There are also fears over the future of frameworks, such as Procure 21 and LIFT, as well as concerns that new foundation health trusts could use their freedom to ditch PFI schemes.

The white paper proposes replacing primary care trusts (PCTs) with consortiums of GPs, who would be responsible for procuring services. This was described by one health director as “the biggest change in the NHS since the seventies”.

Many industry figures believe that reorganisation will disrupt capital expenditure.

Mike Magrath, a director for health at Gleeds, said: “The NHS is already challenged and if you add to that the restructuring over the next three years, it’s difficult to see how capital expenditure can happen at the same time.
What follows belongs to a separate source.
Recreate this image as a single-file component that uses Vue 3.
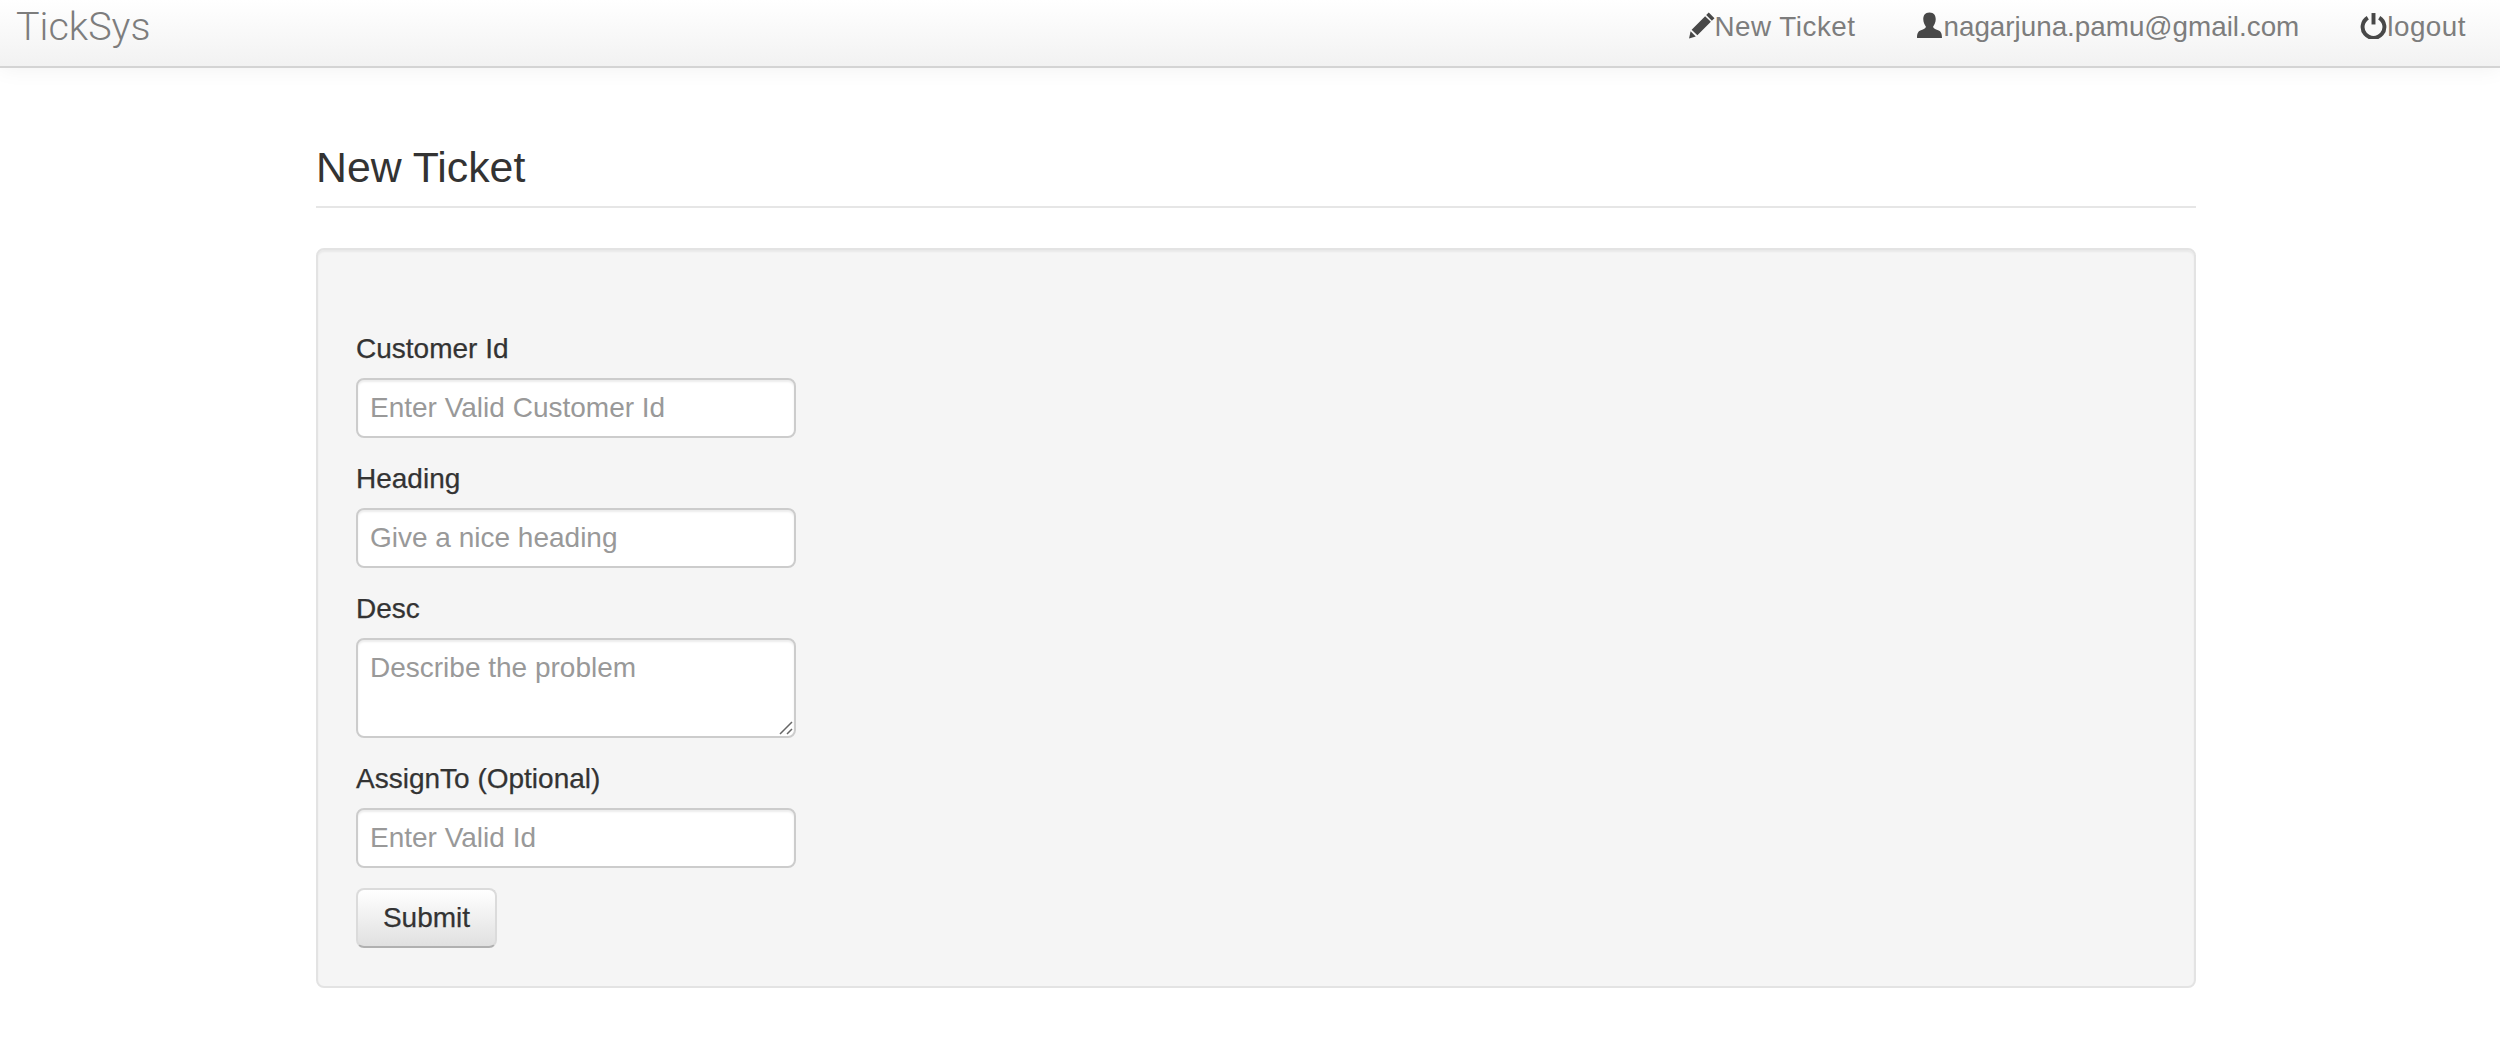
<script setup>
const fields = [
  { label: 'Customer Id', placeholder: 'Enter Valid Customer Id' },
  { label: 'Heading', placeholder: 'Give a nice heading' },
  { label: 'Desc', placeholder: 'Describe the problem', multiline: true },
  { label: 'AssignTo (Optional)', placeholder: 'Enter Valid Id' }
]
</script>

<template>
  <nav class="navbar">
    <a class="brand">TickSys</a>
    <ul class="nav-links">
      <li class="spaced">
        <svg class="icon" viewBox="0 0 26 26"><path d="M20 0.500l5.500 5.500-2.500 2.500-5.500-5.500zM16.500 4l5.500 5.500-13 13-5.500-5.500zM2.500 18.500l5 5-6.500 2z" /></svg>
        <span>New Ticket</span>
      </li>
      <li>
        <svg class="icon" viewBox="0 0 26 26"><path d="M13 0.500c4.500 0 6 3 6 6.500 0 3-1.500 5.500-2.500 7 0 1.500 1 2.200 3.500 3 3.500 1 5 2.500 5 8H1c0-5.500 1.500-7 5-8 2.500-.8 3.500-1.500 3.500-3-1-1.500-2.500-4-2.500-7 0-3.500 1.500-6.500 6-6.500z" /></svg>
        <span>nagarjuna.pamu@gmail.com</span>
      </li>
      <li class="spaced">
        <svg class="icon outline" viewBox="0 0 26 26"><path d="M7.500 5.500a10.500 10.500 0 1 0 11 0" /><path d="M13 1v11" /></svg>
        <span>logout</span>
      </li>
    </ul>
  </nav>

  <main class="container">
    <h1 class="page-title">New Ticket</h1>
    <form class="well" @submit.prevent>
      <div v-for="field in fields" :key="field.label" class="form-group">
        <label>{{ field.label }}</label>
        <div v-if="field.multiline" class="textarea-wrap">
          <textarea :placeholder="field.placeholder"></textarea>
          <svg class="grip" viewBox="0 0 14 14"><path d="M1 13L13 1M8 13l5-5" /></svg>
        </div>
        <input v-else type="text" :placeholder="field.placeholder" />
      </div>
      <button type="submit">Submit</button>
    </form>
  </main>
</template>

<style>
html, body {
  background: #fff;
}
</style>

<style scoped>
.navbar {
  display: flex;
  justify-content: space-between;
  align-items: center;
  height: 54px;
  padding: 0 34px 12px 16px;
  background: linear-gradient(to bottom, #fff, #f2f2f2);
  border-bottom: 2px solid #d4d4d4;
  box-shadow: 0 2px 20px rgba(0, 0, 0, 0.05);
  color: #7d7d7d;
}

.brand {
  margin-bottom: 2px;
  font-family: Roboto, "Liberation Sans", sans-serif;
  font-size: 39.500px;
  font-weight: 300;
}

.nav-links {
  display: flex;
  gap: 61px;
  margin: 0;
  padding: 0;
  list-style: none;
  font-family: "Liberation Sans", Arial, sans-serif;
  font-size: 27.800px;
}

.nav-links li {
  display: flex;
  align-items: center;
}

.nav-links .spaced {
  letter-spacing: 0.500px;
}

.icon {
  width: 27px;
  height: 27px;
  margin-top: -3px;
  fill: #484848;
}

.icon.outline {
  fill: none;
  stroke: #484848;
  stroke-width: 3.800;
}

.container {
  width: 1880px;
  margin-left: 316px;
  font-family: "Liberation Sans", Arial, sans-serif;
  color: #333;
}

.page-title {
  margin: 76px 0 40px;
  padding-bottom: 16px;
  border-bottom: 2px solid #e6e6e6;
  font-size: 42.800px;
  font-weight: 400;
  line-height: 46px;
}

.well {
  padding: 78px 38px 38px;
  background: #f5f5f5;
  border: 2px solid #e3e3e3;
  border-radius: 8px;
  box-shadow: inset 0 2px 2px rgba(0, 0, 0, 0.05);
}

.form-group {
  margin-bottom: 20px;
}

label {
  display: block;
  height: 40px;
  margin-bottom: 10px;
  font-size: 28px;
  line-height: 41px;
  -webkit-text-stroke: 0.250px #333;
}

input,
textarea {
  display: block;
  box-sizing: border-box;
  width: 440px;
  height: 60px;
  padding: 12px;
  background: #fff;
  border: 2px solid #ccc;
  border-radius: 8px;
  box-shadow: inset 0 2px 2px rgba(0, 0, 0, 0.075);
  font-family: inherit;
  font-size: 28px;
  color: #555;
}

.textarea-wrap {
  position: relative;
  width: 440px;
}

textarea {
  height: 100px;
  padding-top: 8px;
  line-height: 40px;
  resize: none;
}

.grip {
  position: absolute;
  right: 3px;
  bottom: 3px;
  width: 14px;
  height: 14px;
  fill: none;
  stroke: #666;
  stroke-width: 1.500;
}

input::placeholder,
textarea::placeholder {
  color: #999;
  opacity: 1;
}

button {
  display: block;
  box-sizing: border-box;
  width: 141px;
  height: 60px;
  background: linear-gradient(to bottom, #fff, #e0e0e0);
  border: 2px solid #dbdbdb;
  border-bottom-color: #b0b0b0;
  border-radius: 8px;
  font-family: inherit;
  font-size: 28px;
  color: #333;
  -webkit-text-stroke: 0.250px #333;
}
</style>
I certainly can’t see large capital projects moving for a year.”

The Procure 21 framework could be under threat as the paper outlined plans to “reduce NHS management costs by more than 45% over the next four years.”

A source at a contractor said: “They’ve stirred the pot and it’ll be two years before it settles down and they start with capital projects again. It’s got to cause some concern over Procure 21 too.”

The white paper also outlined plans for all hospital and mental health units to become foundation trusts within three years. Ian Greggor, a health project director at Cyril Sweett, said this could give trusts greater power to ignore the PFI route.

“Trusts will want to move away from the bureaucracy of PFI, and can streamline the process,” he said.

He also warned that LIFT schemes might not fare as well under GP consortiums. “The difficulty for LIFTs is that the new GP consortiums don’t fit with PCT boundaries,” he said.

The Department of Health said: “Procurement of health projects will be decided in due course. As far as we’re aware, Procure 21 is continuing.”